Thermomechanical fatigue behavior of nitrogen enhanced 316LN stainless steel: Effect of cyclic strain

Abstract

Thermomechanical fatigue (TMF) behavior of nitrogen enhanced 316LN stainless steel (with 0.14wt.% N) is investigated under in-phase (IP) and out-of-phase (OP) conditions at cyclic strain amplitudes of ±0.25 to ±0.8% and with a temperature interval of 623–873K. The study elucidates the differences in cyclic stress-strain response, TMF lives and fracture behavior of the material under IP and OP-TMF in the light of dynamic strain aging, thermal recovery and creep. The manifestations of these factors/phenomena are found to vary along stress-strain hysteresis loops, thereby leading to differences in cyclic strain hardening exponent (n′) and coefficient (K′) between the tensile and compressive branches of hysteresis loops. Irrespective of the imposed cyclic strain, transgranular fatigue failure is observed under OP-cycling in contrast to mixed-mode fracture under IP-cycling.
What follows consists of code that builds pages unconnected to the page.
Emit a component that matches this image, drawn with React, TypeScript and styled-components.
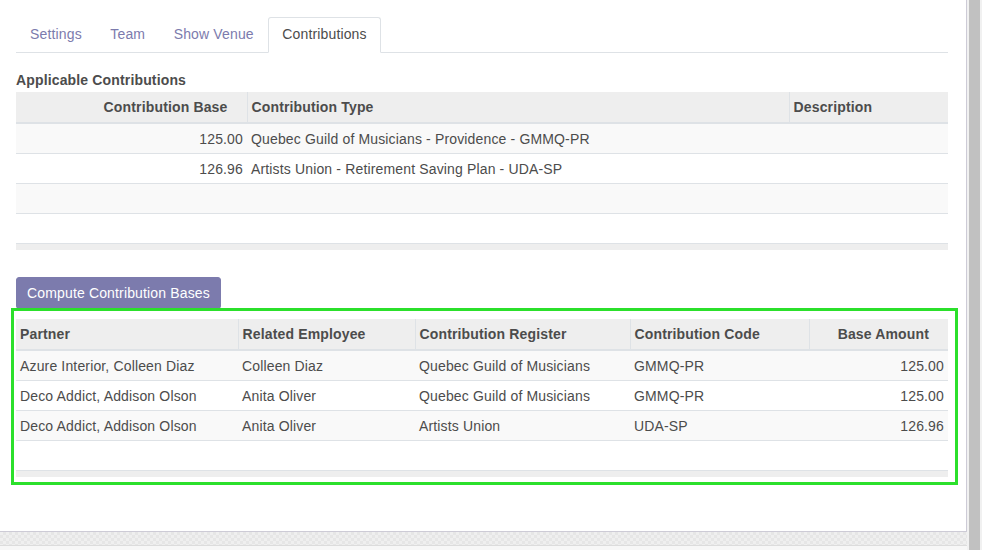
import React from 'react'
import styled, { createGlobalStyle } from 'styled-components'

const GlobalStyle = createGlobalStyle`
  html, body {
    margin: 0;
    padding: 0;
    background: #fff;
  }
  body {
    font-family: "Liberation Sans", Arial, sans-serif;
    font-size: 14px;
    letter-spacing: 0.15px;
    color: #4c4c4c;
  }
`

const tabs = ['Settings', 'Team', 'Show Venue', 'Contributions']

const applicable = [
  { base: '125.00', type: 'Quebec Guild of Musicians - Providence - GMMQ-PR', description: '' },
  { base: '126.96', type: 'Artists Union - Retirement Saving Plan - UDA-SP', description: '' },
]

const bases = [
  { partner: 'Azure Interior, Colleen Diaz', employee: 'Colleen Diaz', register: 'Quebec Guild of Musicians', code: 'GMMQ-PR', amount: '125.00' },
  { partner: 'Deco Addict, Addison Olson', employee: 'Anita Oliver', register: 'Quebec Guild of Musicians', code: 'GMMQ-PR', amount: '125.00' },
  { partner: 'Deco Addict, Addison Olson', employee: 'Anita Oliver', register: 'Artists Union', code: 'UDA-SP', amount: '126.96' },
]

const Frame = styled.div`
  display: flex;
  width: 982px;
  height: 550px;
  overflow: hidden;
`

const Main = styled.div`
  flex: 1;
  display: flex;
  flex-direction: column;
`

const Sheet = styled.div`
  height: 532px;
  box-sizing: border-box;
  background: #fff;
  border-right: 1px solid #cdcbd6;
  border-bottom: 1px solid #cdcbd6;
  padding: 17px 18px 0 16px;
  display: flex;
  flex-direction: column;
`

const Checker = styled.div`
  height: 13px;
  background: repeating-conic-gradient(#e6e6e6 0 25%, #efefef 0 50%) 0 0 / 6px 6px;
  border-bottom: 1px solid #dcdcdc;
`

const BottomStrip = styled.div`
  flex: 1;
  background: #f7f7f7;
`

const ScrollTrack = styled.div`
  width: 15px;
  background: #f1f1f1;
  display: flex;
  justify-content: center;
`

const ScrollThumb = styled.div`
  width: 11px;
  background: #c1c1c1;
`

const TabBar = styled.ul`
  display: flex;
  list-style: none;
  margin: 0;
  padding: 0;
  border-bottom: 1px solid #dee2e6;
`

const Tab = styled.li<{ $active?: boolean }>`
  margin-bottom: -1px;
  padding: 6px 13.5px 8px 13px;
  line-height: 20px;
  border: 1px solid ${p => (p.$active ? '#dee2e6' : 'transparent')};
  border-bottom-color: ${p => (p.$active ? '#fff' : 'transparent')};
  border-radius: 3px 3px 0 0;
  background: ${p => (p.$active ? '#fff' : 'transparent')};
  color: ${p => (p.$active ? '#4c4c4c' : '#7c7bad')};
`

const Label = styled.div`
  margin-top: 17px;
  margin-bottom: 2px;
  line-height: 20px;
  font-weight: bold;
  color: #4c4c4c;
`

const Table = styled.table`
  width: 932px;
  table-layout: fixed;
  border-collapse: collapse;
  border-spacing: 0;
`

const Th = styled.th<{ $num?: boolean }>`
  height: 31px;
  padding: 0 ${p => (p.$num ? '19px' : '4px')} 0 4px;
  background: #eeeeee;
  border-bottom: 2px solid #dee2e6;
  border-left: 1px solid #dee2e6;
  text-align: ${p => (p.$num ? 'right' : 'left')};
  font-weight: bold;
  color: #4c4c4c;
  white-space: nowrap;
  box-sizing: border-box;

  &:first-child {
    border-left: none;
  }
`

const Row = styled.tr`
  &:nth-child(odd) {
    background: #f9f9f9;
  }
`

const Td = styled.td<{ $num?: boolean }>`
  height: 29px;
  padding: 0 4px;
  border-bottom: 1px solid #dee2e6;
  text-align: ${p => (p.$num ? 'right' : 'left')};
  color: #4c4c4c;
  white-space: nowrap;
  overflow: hidden;
`

const FootCell = styled.td`
  height: 6px;
  padding: 0;
  background: #eeeeee;
`

const ComputeButton = styled.button`
  align-self: flex-start;
  margin-top: 27px;
  margin-bottom: 10px;
  height: 32px;
  padding: 0 10px;
  border: 1px solid #7c7bad;
  border-radius: 3px;
  background: #7c7bad;
  color: #fff;
  font-family: "Liberation Sans", Arial, sans-serif;
  font-size: 14px;
  letter-spacing: 0.15px;
  line-height: 20px;
`

const Highlighted = styled.div`
  position: relative;
`

const HighlightRing = styled.div`
  position: absolute;
  top: -11px;
  left: -5px;
  right: -10px;
  bottom: -8px;
  border: 3px solid #2be02b;
  pointer-events: none;
`

const EmptyRows = ({ count, cols }: { count: number; cols: number }) => (
  <>
    {Array.from({ length: count }).map((_, i) => (
      <Row key={'e' + i}>
        {Array.from({ length: cols }).map((__, j) => (
          <Td key={j} />
        ))}
      </Row>
    ))}
  </>
)

export default function App() {
  return (
    <>
      <GlobalStyle />
      <Frame>
        <Main>
          <Sheet>
            <TabBar>
              {tabs.map(t => (
                <Tab key={t} $active={t === 'Contributions'}>{t}</Tab>
              ))}
            </TabBar>

            <Label>Applicable Contributions</Label>
            <Table>
              <colgroup>
                <col style={{ width: 231 }} />
                <col style={{ width: 542 }} />
                <col style={{ width: 159 }} />
              </colgroup>
              <thead>
                <tr>
                  <Th $num>Contribution Base</Th>
                  <Th>Contribution Type</Th>
                  <Th>Description</Th>
                </tr>
              </thead>
              <tbody>
                {applicable.map((a, i) => (
                  <Row key={i}>
                    <Td $num>{a.base}</Td>
                    <Td>{a.type}</Td>
                    <Td>{a.description}</Td>
                  </Row>
                ))}
                <EmptyRows count={2} cols={3} />
              </tbody>
              <tfoot>
                <tr>
                  <FootCell colSpan={3} />
                </tr>
              </tfoot>
            </Table>

            <ComputeButton>Compute Contribution Bases</ComputeButton>

            <Highlighted>
              <Table>
                <colgroup>
                  <col style={{ width: 222 }} />
                  <col style={{ width: 177 }} />
                  <col style={{ width: 215 }} />
                  <col style={{ width: 179 }} />
                  <col style={{ width: 139 }} />
                </colgroup>
                <thead>
                  <tr>
                    <Th>Partner</Th>
                    <Th>Related Employee</Th>
                    <Th>Contribution Register</Th>
                    <Th>Contribution Code</Th>
                    <Th $num>Base Amount</Th>
                  </tr>
                </thead>
                <tbody>
                  {bases.map((b, i) => (
                    <Row key={i}>
                      <Td>{b.partner}</Td>
                      <Td>{b.employee}</Td>
                      <Td>{b.register}</Td>
                      <Td>{b.code}</Td>
                      <Td $num>{b.amount}</Td>
                    </Row>
                  ))}
                  <EmptyRows count={1} cols={5} />
                </tbody>
                <tfoot>
                  <tr>
                    <FootCell colSpan={5} />
                  </tr>
                </tfoot>
              </Table>
              <HighlightRing />
            </Highlighted>
          </Sheet>
          <Checker />
          <BottomStrip />
        </Main>
        <ScrollTrack>
          <ScrollThumb />
        </ScrollTrack>
      </Frame>
    </>
  )
}
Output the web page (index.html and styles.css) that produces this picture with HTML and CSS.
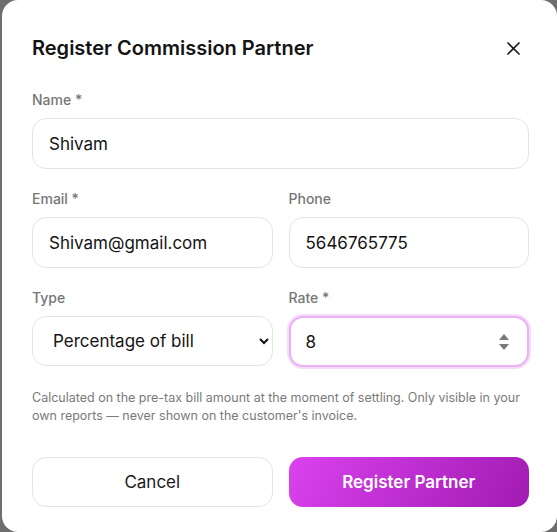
FILE: index.html
```html
<!DOCTYPE html>
<html lang="en">
<head>
	<meta charset="UTF-8">
	<title>Register Commission Partner</title>
<link rel="stylesheet" href="styles.css">
</head>
<body>
<div class="modal">
	<div class="modal-head">
		<h2 class="modal-title">Register Commission Partner</h2>
		<button class="close-btn" type="button">
			<svg width="13" height="13" viewBox="0 0 13 13"><path d="M1 1L12 12M12 1L1 12" stroke="#1a1a1a" stroke-width="1.7" stroke-linecap="round"/></svg>
		</button>
	</div>
	<form class="partner-form">
		<div class="field">
			<label class="field-label">Name *</label>
			<input class="field-input" type="text" value="Shivam">
		</div>
		<div class="field-row">
			<div class="field">
				<label class="field-label">Email *</label>
				<input class="field-input" type="text" value="Shivam@gmail.com">
			</div>
			<div class="field">
				<label class="field-label">Phone</label>
				<input class="field-input" type="text" value="5646765775">
			</div>
		</div>
		<div class="field-row">
			<div class="field">
				<label class="field-label">Type</label>
				<select class="field-input field-select">
					<option>Percentage of bill</option>
					<option>Fixed amount</option>
				</select>
			</div>
			<div class="field">
				<label class="field-label">Rate *</label>
				<div class="field-input rate-box">
					<input class="rate-input" type="text" value="8">
					<svg class="spin" width="12" height="20" viewBox="0 0 12 20"><path d="M6 2L11 8H1Z M6 18L11 12H1Z" fill="#7a7a7a"/></svg>
				</div>
			</div>
		</div>
		<p class="field-hint">Calculated on the pre-tax bill amount at the moment of settling. Only visible in your own reports — never shown on the customer's invoice.</p>
		<div class="form-actions">
			<button class="btn btn-cancel" type="button">Cancel</button>
			<button class="btn btn-primary" type="button">Register Partner</button>
		</div>
	</form>
</div>
</body>
</html>
```

FILE: styles.css
```css
*{padding:0;margin:0;box-sizing:border-box;}
body{
	background:#6e6e6e;
	font-family:Inter,"Liberation Sans",sans-serif;
	overflow:hidden;
}
/*弹窗*/
.modal{
	margin-left:2px;
	height:532px;
	background:#fff;
	border-radius:16px;
	padding:32px 28px 0 30px;
}
.modal-head{
	display:flex;
	align-items:center;
	justify-content:space-between;
}
.modal-title{
	font-size:20px;
	line-height:28px;
	font-weight:600;
	color:#141414;
}
.close-btn{
	width:32px;
	height:32px;
	border:none;
	background:none;
	display:flex;
	align-items:center;
	justify-content:center;
}
/*表单*/
.partner-form{
	margin-top:26px;
	display:flex;
	flex-direction:column;
	gap:20px;
}
.field{
	display:flex;
	flex-direction:column;
	gap:8px;
	min-width:0;
}
.field-row{
	display:grid;
	grid-template-columns:minmax(0,1fr) minmax(0,1fr);
	gap:16px;
}
.field-label{
	font-size:14px;
	line-height:20px;
	font-weight:500;
	color:#767676;
}
.field-input{
	width:100%;
	height:51px;
	border:1px solid #e4e4e4;
	border-radius:14px;
	padding:0 16px;
	font-family:inherit;
	font-size:17px;
	color:#141414;
	background:#fff;
	outline:none;
}
.field-select{
	height:50px;
	padding:0 12px 0 16px;
}
/*比例输入框 当前聚焦*/
.rate-box{
	display:flex;
	align-items:center;
	height:51px;
	border:2px solid #ebb0f5;
	box-shadow:0 0 0 2px #f6dbfa;
	padding:0 17px 0 15px;
}
.rate-input{
	flex:1;
	min-width:0;
	border:none;
	outline:none;
	font-family:inherit;
	font-size:17px;
	color:#141414;
	background:none;
}
.field-hint{
	margin-top:2px;
	font-size:12.5px;
	line-height:18px;
	color:#7a7a7a;
}
/*按钮*/
.form-actions{
	margin-top:12px;
	display:grid;
	grid-template-columns:minmax(0,1fr) minmax(0,1fr);
	gap:16px;
}
.btn{
	height:50px;
	border-radius:14px;
	font-family:inherit;
	font-size:17px;
}
.btn-cancel{
	background:#fff;
	border:1px solid #e4e4e4;
	color:#1a1a1a;
	font-weight:400;
}
.btn-primary{
	border:none;
	background:linear-gradient(120deg,#da42ee,#a11bb2);
	color:#fff;
	font-weight:600;
}
```
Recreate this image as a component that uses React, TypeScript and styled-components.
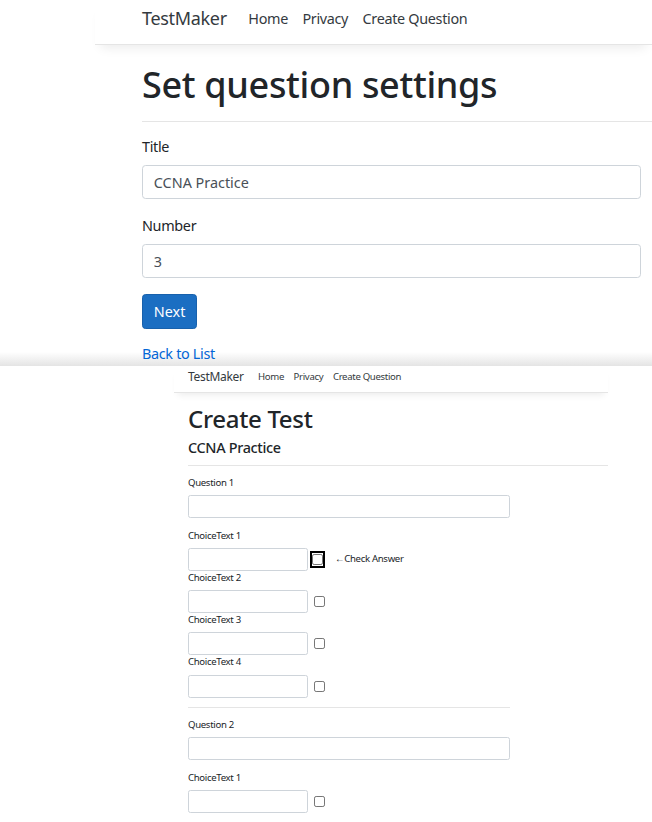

The IP-cycling led to considerably lower cyclic life (i.e. 34–49%) compared to those under OP-TMF, with the life reduction being more significant (∼48.5%) at intermediate mechanical strain amplitudes of ±0.4 and ±0.6%. A comparison of the fatigue design curves under TMF with the corresponding isothermal fatigue curves (as per the RCC-MR design code) revealed a lack of conservatism in the latter.